The book, called St. Swithin’s Day, tells of a 19-year-old drop-out who stalks the premier with a gun he finds. The youth is killed by secret service bodyguards as he confronts Mrs. Thatcher – but says with his dying breath: “It was worth it just to see her scared.”

Tory backbencher Teddy Taylor said: “I am astonished and appalled. This is in the worst possible taste – utterly despicable.” He said the publishers must have forgotten that Mrs. Thatcher narrowly escaped a real assassination attempt in the IRA’s Brighton bombing.

But Leicester-based Trident Comics still plans to publish the book later this month.

PSYCHO

Spokesman Nigel Mackay said: “We are expecting very big sales. It’s a very valid social comment in view of Mrs. Thatcher’s unpopularity at the moment.”

Morrison – who wrote a Batman spoof portraying the Caped Crusader as a psycho – said: “I do not think anyone needs to shoot Mrs. Thatcher.

“She is on her way out of government because of the Poll Tax.”




Ria, this refers to the same misconception that there was an assassination attempt but also states that the Boy was himself killed!
 
 
Ria
22:38 / 06.01.04
[silly] I found his death scene very moving! [/silly]
 
 
Jack Fear
23:52 / 06.01.04
I thought the ending of ST SWITHIN'S DAY, like much of the narrative, was deliberately ambiguous; the Boy has conversations with people who aren't there, and fantasizes constantly--it's hard to say at any given moment what's "really happening."

Did the Boy ever really have a gun? If he did, did he ever really intend to use it? Who knows, Ria--given his grip on reality, maybe he did, at that moment, think his finger was lethal.

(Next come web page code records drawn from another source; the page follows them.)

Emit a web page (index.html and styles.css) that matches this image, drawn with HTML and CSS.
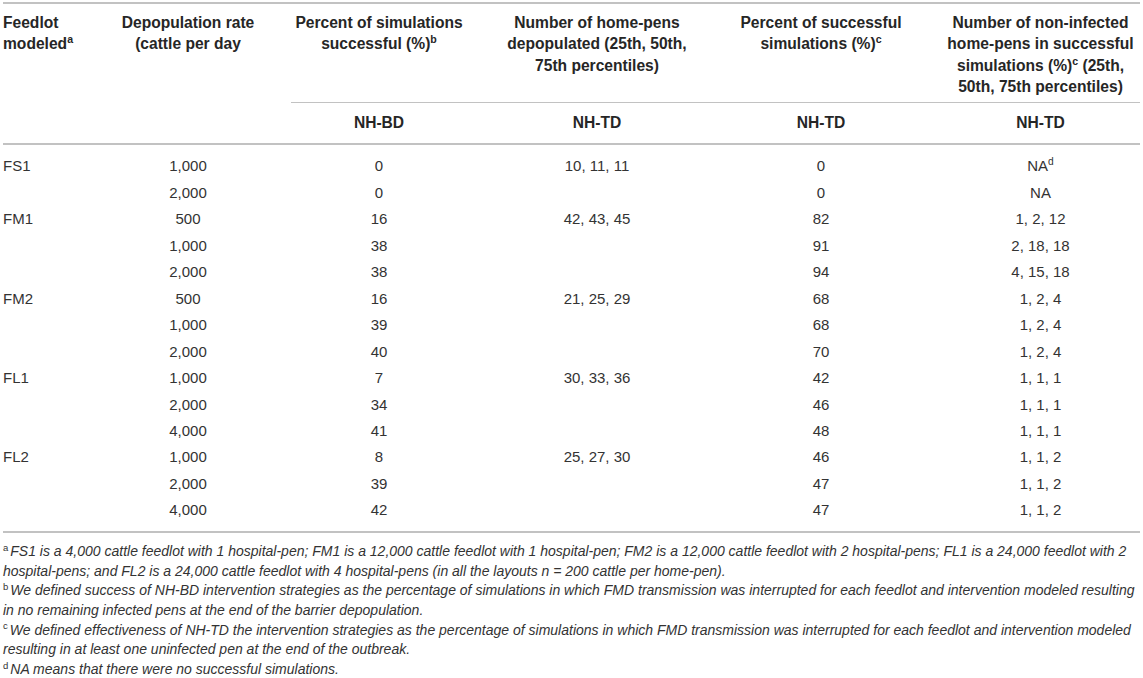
FILE: index.html
```html
<!DOCTYPE html>
<html lang="en">
<head>
<meta charset="utf-8">
<title>Table</title>
<link rel="stylesheet" href="styles.css">
</head>
<body>
<div class="page">
<table class="tbl">
<colgroup>
<col class="c1"><col class="c2"><col class="c3"><col class="c4"><col class="c5"><col class="c6">
</colgroup>
<thead>
<tr class="h1">
<th rowspan="2" class="left">Feedlot<br>modeled<sup>a</sup></th>
<th rowspan="2">Depopulation rate<br>(cattle per day</th>
<th>Percent of simulations<br>successful (%)<sup>b</sup></th>
<th>Number of home-pens<br>depopulated (25th, 50th,<br>75th percentiles)</th>
<th>Percent of successful<br>simulations (%)<sup>c</sup></th>
<th class="last">Number of non-infected<br>home-pens in successful<br>simulations (%)<sup>c</sup> (25th,<br>50th, 75th percentiles)</th>
</tr>
<tr class="h2">
<th>NH-BD</th>
<th>NH-TD</th>
<th>NH-TD</th>
<th class="last">NH-TD</th>
</tr>
</thead>
<tbody>
<tr><td class="left">FS1</td><td>1,000</td><td>0</td><td>10, 11, 11</td><td>0</td><td class="last">NA<sup>d</sup></td></tr>
<tr><td class="left"></td><td>2,000</td><td>0</td><td></td><td>0</td><td class="last">NA</td></tr>
<tr><td class="left">FM1</td><td>500</td><td>16</td><td>42, 43, 45</td><td>82</td><td class="last">1, 2, 12</td></tr>
<tr><td class="left"></td><td>1,000</td><td>38</td><td></td><td>91</td><td class="last">2, 18, 18</td></tr>
<tr><td class="left"></td><td>2,000</td><td>38</td><td></td><td>94</td><td class="last">4, 15, 18</td></tr>
<tr><td class="left">FM2</td><td>500</td><td>16</td><td>21, 25, 29</td><td>68</td><td class="last">1, 2, 4</td></tr>
<tr><td class="left"></td><td>1,000</td><td>39</td><td></td><td>68</td><td class="last">1, 2, 4</td></tr>
<tr><td class="left"></td><td>2,000</td><td>40</td><td></td><td>70</td><td class="last">1, 2, 4</td></tr>
<tr><td class="left">FL1</td><td>1,000</td><td>7</td><td>30, 33, 36</td><td>42</td><td class="last">1, 1, 1</td></tr>
<tr><td class="left"></td><td>2,000</td><td>34</td><td></td><td>46</td><td class="last">1, 1, 1</td></tr>
<tr><td class="left"></td><td>4,000</td><td>41</td><td></td><td>48</td><td class="last">1, 1, 1</td></tr>
<tr><td class="left">FL2</td><td>1,000</td><td>8</td><td>25, 27, 30</td><td>46</td><td class="last">1, 1, 2</td></tr>
<tr><td class="left"></td><td>2,000</td><td>39</td><td></td><td>47</td><td class="last">1, 1, 2</td></tr>
<tr><td class="left"></td><td>4,000</td><td>42</td><td></td><td>47</td><td class="last">1, 1, 2</td></tr>
</tbody>
</table>
<div class="notes">
<p><sup>a</sup>FS1 is a 4,000 cattle feedlot with 1 hospital-pen; FM1 is a 12,000 cattle feedlot with 1 hospital-pen; FM2 is a 12,000 cattle feedlot with 2 hospital-pens; FL1 is a 24,000 feedlot with 2<br>hospital-pens; and FL2 is a 24,000 cattle feedlot with 4 hospital-pens (in all the layouts n = 200 cattle per home-pen).</p>
<p><sup>b</sup>We defined success of NH-BD intervention strategies as the percentage of simulations in which FMD transmission was interrupted for each feedlot and intervention modeled resulting<br>in no remaining infected pens at the end of the barrier depopulation.</p>
<p><sup>c</sup>We defined effectiveness of NH-TD the intervention strategies as the percentage of simulations in which FMD transmission was interrupted for each feedlot and intervention modeled<br>resulting in at least one uninfected pen at the end of the outbreak.</p>
<p><sup>d</sup>NA means that there were no successful simulations.</p>
</div>
</div>
</body>
</html>
```

FILE: styles.css
```css
html, body {
  margin: 0;
  padding: 0;
  background: #ffffff;
}

.page {
  padding: 2px 3px 0 3px;
  font-family: "Liberation Sans", Arial, Helvetica, sans-serif;
  color: #333333;
}

.tbl {
  width: 1137px;
  table-layout: fixed;
  border-collapse: separate;
  border-spacing: 0;
  font-size: 15px;
}

.c1 { width: 82px; }
.c2 { width: 206px; }
.c3 { width: 176px; }
.c4 { width: 260px; }
.c5 { width: 188px; }
.c6 { width: 225px; }

.tbl th,
.tbl td {
  padding: 0;
  text-align: center;
  white-space: nowrap;
}

.tbl .left {
  text-align: left;
}

.tbl .last {
  padding-left: 26px;
}

.tbl th {
  font-size: 15.6px;
  font-weight: bold;
  color: #262626;
  line-height: 21.3px;
  vertical-align: top;
}

.h1 th {
  border-top: 2px solid #c2c2c2;
  padding-top: 8px;
  padding-bottom: 5px;
}

.h1 th[rowspan] {
  border-bottom: 2px solid #c2c2c2;
}

.h2 th {
  border-top: 1px solid #c2c2c2;
  border-bottom: 2px solid #c2c2c2;
  padding-top: 9px;
  padding-bottom: 10px;
}

.tbl td {
  line-height: 26.46px;
}

.tbl tbody tr:first-child td {
  padding-top: 8px;
}

.tbl tbody tr:last-child td {
  padding-bottom: 7px;
  border-bottom: 2px solid #c2c2c2;
}

sup {
  font-size: 0.68em;
  line-height: 0;
  vertical-align: 0.55em;
}

.notes {
  margin-top: 9px;
  font-size: 14px;
  font-style: italic;
  line-height: 19.7px;
  color: #333333;
  white-space: nowrap;
}

.notes p {
  margin: 0;
}

.notes sup {
  font-style: normal;
  margin-right: 2px;
}
```
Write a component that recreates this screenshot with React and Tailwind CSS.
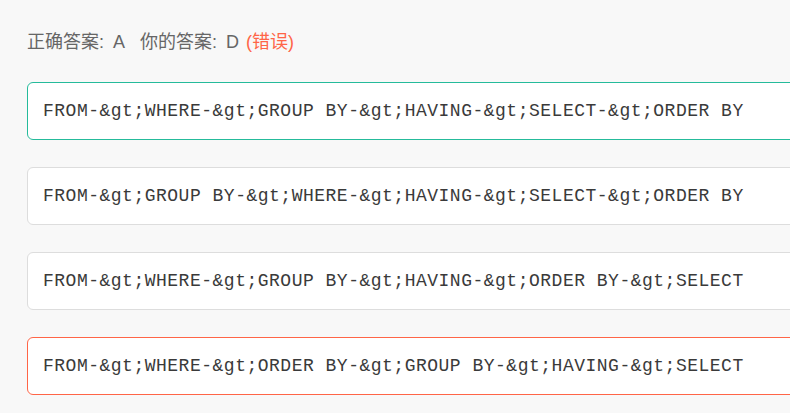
const options = [
  { text: 'FROM-&gt;WHERE-&gt;GROUP BY-&gt;HAVING-&gt;SELECT-&gt;ORDER BY', state: 'right' },
  { text: 'FROM-&gt;GROUP BY-&gt;WHERE-&gt;HAVING-&gt;SELECT-&gt;ORDER BY', state: 'none' },
  { text: 'FROM-&gt;WHERE-&gt;GROUP BY-&gt;HAVING-&gt;ORDER BY-&gt;SELECT', state: 'none' },
  { text: 'FROM-&gt;WHERE-&gt;ORDER BY-&gt;GROUP BY-&gt;HAVING-&gt;SELECT', state: 'wrong' },
]

const borderRenk = {
  right: 'border-[#25bb9b]',
  wrong: 'border-[#ff6547]',
  none: 'border-[#dddddd]',
}

function Secenek({ text, state }) {
  return (
    <div
      className={`h-[58px] w-[800px] flex items-center pl-[15px] bg-white border rounded-[6px] ${borderRenk[state]}`}
    >
      <span
        className="text-[18px] tracking-[0.5px] text-[#3a3a3a] whitespace-pre"
        style={{ fontFamily: '"Liberation Mono", "Courier New", monospace' }}
      >
        {text}
      </span>
    </div>
  )
}

export default function App() {
  return (
    <div
      className="min-h-screen w-[790px] h-[413px] overflow-hidden bg-[#f8f8f8] pl-[27px] pt-[29px]"
      style={{ fontFamily: '"Liberation Sans", "Noto Sans CJK SC", sans-serif' }}
    >
      <div className="text-[18px] leading-[26px] text-[#666] flex">
        <span>正确答案:</span>
        <span className="ml-[9px]">A</span>
        <span className="ml-[15px]">你的答案:</span>
        <span className="ml-[9px]">D</span>
        <span className="ml-[7px] text-[#ff6547]">(错误)</span>
      </div>
      <div className="mt-[27px] flex flex-col gap-[27px]">
        {options.map((o, i) => (
          <Secenek key={i} text={o.text} state={o.state} />
        ))}
      </div>
    </div>
  )
}
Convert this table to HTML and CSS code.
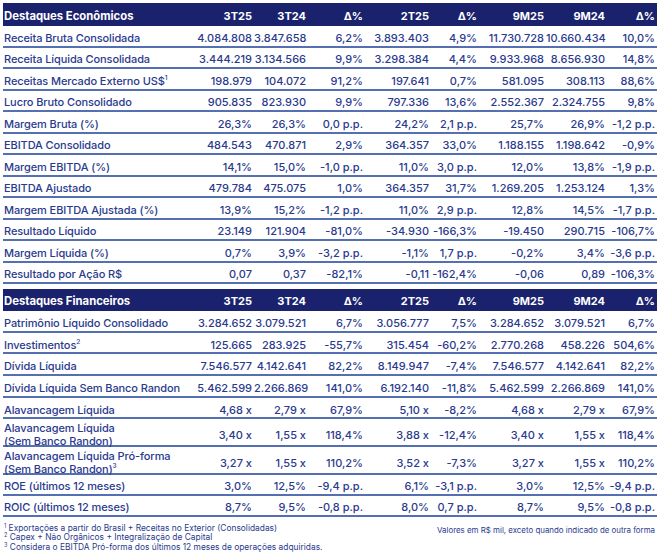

As to the ending, saying the Boy is killed is one possible reading, and fairly persuasive: one minute he's wrestling with the bodyguards, the next he's sitting on a train, blissful in the sunshine--it's as persuasive a vision of Heaven as any. Makes sense to me.
 
 
Malio
21:03 / 08.01.04
Interesting, Jack. I'd never thought of it like that.